Mon propos n’est pas de reprendre le slogan des années 20 «l’Allemagne paiera», ni de suggérer aux Grecs de déclarer l’indépendance du Péloponèse ou aux Espagnols celle de la Catalogne, mais de rappeler que la création de l’Europe s’est faite sur les cendres des destructions massives et des génocides des guerres européennes. Le «plus jamais ça» de la première guerre mondiale n’a pu se concrétiser du fait de la montée des nationalismes eux-mêmes issus des crises économiques et de la volonté inadaptée des nations à faire payer à des peuples des sommes impossibles, qu’elles soient légitimes ou non. Les pays signataires du traité de Lisbonne créant l’euro n’avaient pas de pistolet sur la tempe et rien ne les obligeait à le faire sauf le devoir de mémoire et la volonté d’une paix durable dans une Europe unie.

Il apparaît évident, ex-post bien sûr, que les différentiels de compétitivité entre les pays n’autorisaient pas la création d’une monnaie unique sans processus d’ajustements qu’ils soient budgétaires, de transferts ou sociaux. Et si dans un premier temps ce sont les pays les plus faibles qui ont le plus profité de l’euro via la dette, ce sont également ces pays qui payent maintenant les frais d’une construction européenne rendue nécessaire par les conflits qui n’ont cessé d’opposer les deux grandes nations européennes. Les Allemands ont certes été d’une grande rigueur dans ce processus mais aujourd’hui ce sont des populations, peut être indûment plus riches de biens, qui souffrent du pire des maux : le chômage.

Il serait moralement, économiquement et financièrement injuste et dommageable que les deux grands bâtisseurs de l’Europe ne réparent pas les erreurs de conception d’un système qu’ils ont porté sur les fonts baptismaux du fait même des guerres qui les opposaient. Lorsque François Mitterrand et Helmut Kolh se recueillirent en 1984 dans le cimetière de Douaumont sur les victimes de ces guerres en pensant à l’Europe qu’ils devaient construire, ce n’était certainement pas pour créer un système qui conduirait dès le premier choc récessionniste mondial à des taux de chômage de 25 % dans les pays les plus fragiles de cette Europe que nous souhaitions tous unis et solide de par leur union même. Il est dommage que leurs successeurs semblent frappés d’amnésie sélective, et la compétence de nos élites d’aujourd’hui est peut être plus à mettre en cause que celle de nos élites d’hier. Cent millions de personnes, soit l’équivalent du tiers des européens d’aujourd’hui, c’est le nombre de morts des deux guerres mondiales ; mille Mds d’euros seraient le coût de construction de l’Europe, soit 10 000 euros par vie perdue, ou 3 300 euros par Européen, c’est finalement peu cher pour vivre en paix dans une prospérité commune retrouvée qui mettrait l’Europe au même rang que les Etats-Unis et la Chine.

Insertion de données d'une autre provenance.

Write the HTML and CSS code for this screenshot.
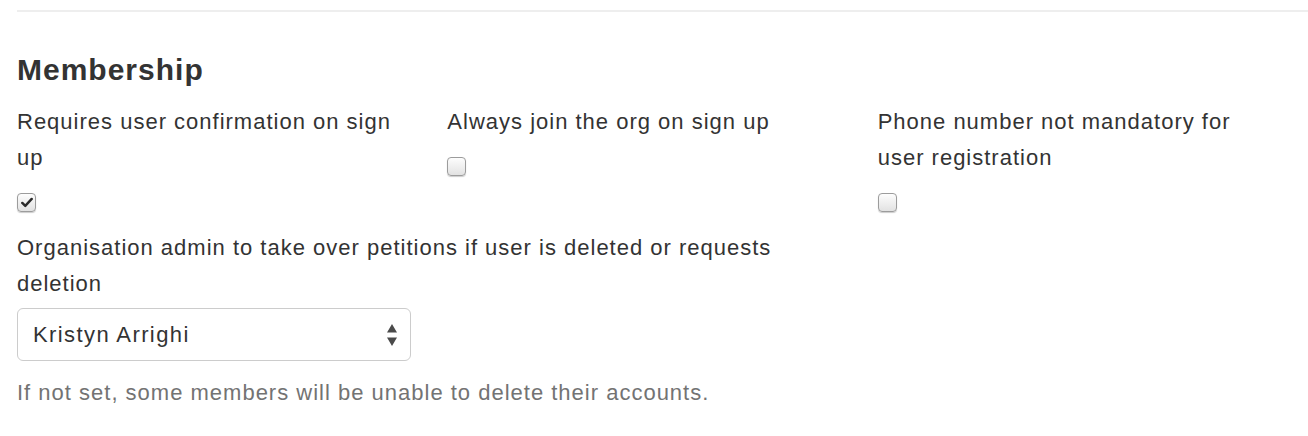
FILE: index.html
```html
<!DOCTYPE html>
<html lang="en">
<head>
  <meta charset="UTF-8">
  <title>Membership settings</title>
  <link rel="stylesheet" href="styles.css">
</head>
<body>
  <div class="container">
    <hr class="divider">

    <!-- Membership section -->
    <h2 class="section-title">Membership</h2>
    <div class="row">
      <div class="col">
        <label class="field-label">Requires user confirmation on sign up</label>
        <span class="checkbox checked">
          <svg width="14" height="12" viewBox="0 0 14 12"><path d="M1.5 6.5 L5 10 L12.5 1.8" fill="none" stroke="#2b2b2b" stroke-width="2.8" stroke-linecap="round" stroke-linejoin="round"/></svg>
        </span>
      </div>
      <div class="col">
        <label class="field-label">Always join the org on sign up</label>
        <span class="checkbox"></span>
      </div>
      <div class="col">
        <label class="field-label">Phone number not mandatory for user registration</label>
        <span class="checkbox"></span>
      </div>
    </div>

    <div class="row row-second">
      <div class="col-wide">
        <label class="field-label">Organisation admin to take over petitions if user is deleted or requests deletion</label>
        <div class="select-wrap">
          <select class="select">
            <option>Kristyn Arrighi</option>
          </select>
          <svg class="select-arrows" width="12" height="24" viewBox="0 0 12 24"><path d="M6 1 L11 9.5 H1 Z M1 14.5 H11 L6 23 Z" fill="#4a4a4a"/></svg>
        </div>
        <p class="help-text">If not set, some members will be unable to delete their accounts.</p>
      </div>
    </div>
  </div>
</body>
</html>
```

FILE: styles.css
```css
/* Base page */
body {
  font-family: "Liberation Sans", Arial, sans-serif;
  font-size: 22px;
  letter-spacing: 1px;
  color: #333;
  margin: 0;
  padding: 0;
  background: #fff;
}
.container {
  padding: 10px 0 0 17px;
}
.divider {
  border: 0;
  border-top: 2px solid #eee;
  margin: 0;
}
.section-title {
  font-size: 30px;
  font-weight: bold;
  letter-spacing: 1px;
  line-height: 34px;
  margin: 41px 0 17px;
}
/* Three column row */
.row {
  display: flex;
}
.row-second {
  margin-top: 18px;
}
.col {
  width: 401px;
  margin-right: 32px;
}
.col-wide {
  width: 834px;
}
.field-label {
  display: block;
  line-height: 36px;
}
.checkbox {
  display: flex;
  align-items: center;
  justify-content: center;
  width: 17px;
  height: 17px;
  margin-top: 17px;
  border: 1px solid #9c9c9c;
  border-radius: 4px;
  background: linear-gradient(#fdfdfd, #e2e2e2);
  box-shadow: 0 1px 1px rgba(0, 0, 0, 0.2);
}
.checkbox svg {
  width: 12px;
  height: 11px;
}
/* Select */
.select-wrap {
  position: relative;
  width: 394px;
  margin-top: 6px;
}
.select {
  appearance: none;
  -webkit-appearance: none;
  display: block;
  width: 100%;
  height: 53px;
  padding: 0 15px;
  font-family: inherit;
  font-size: 22px;
  letter-spacing: 1.4px;
  color: #333;
  background: #fff;
  border: 1px solid #ccc;
  border-radius: 6px;
}
.select-arrows {
  position: absolute;
  right: 13px;
  top: 15px;
}
.help-text {
  color: #737373;
  line-height: 36px;
  margin: 14px 0 0;
}
```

Cette Europe du « chéquier commun » souffre de dysfonctionnements graves dont la complexité est grande mais le traité de Lisbonne, ne prévoyant pas de sortie de l’euro, est conceptuellement proche du mariage sous le régime de la communauté universelle où les patrimoines sont unis sans distinction d’origine, à la différence de la communauté réduite aux acquêts ou de la séparation de biens. Une sortie d’un pays de l’euro n’étant juridiquement pas prévue, le pays sortant serait donc condamné à indemniser lourdement ses partenaires pour non-respect d’un traité international… et l’Histoire recommencerait, à commencer par la Grèce qui vivrait une situation comparable à celle de l’Allemagne post première guerre mondiale d’hyper inflation, de récession, de pauvreté et de chômage durable. Les plus faibles se sont drogués aux déficits et à la dette que les plus forts ont facilité dans une situation de guerre moderne qui est économique, mondiale et non déclarée. Il est maintenant temps de démontrer que l’Europe a précisément été créée pour répondre à cette situation.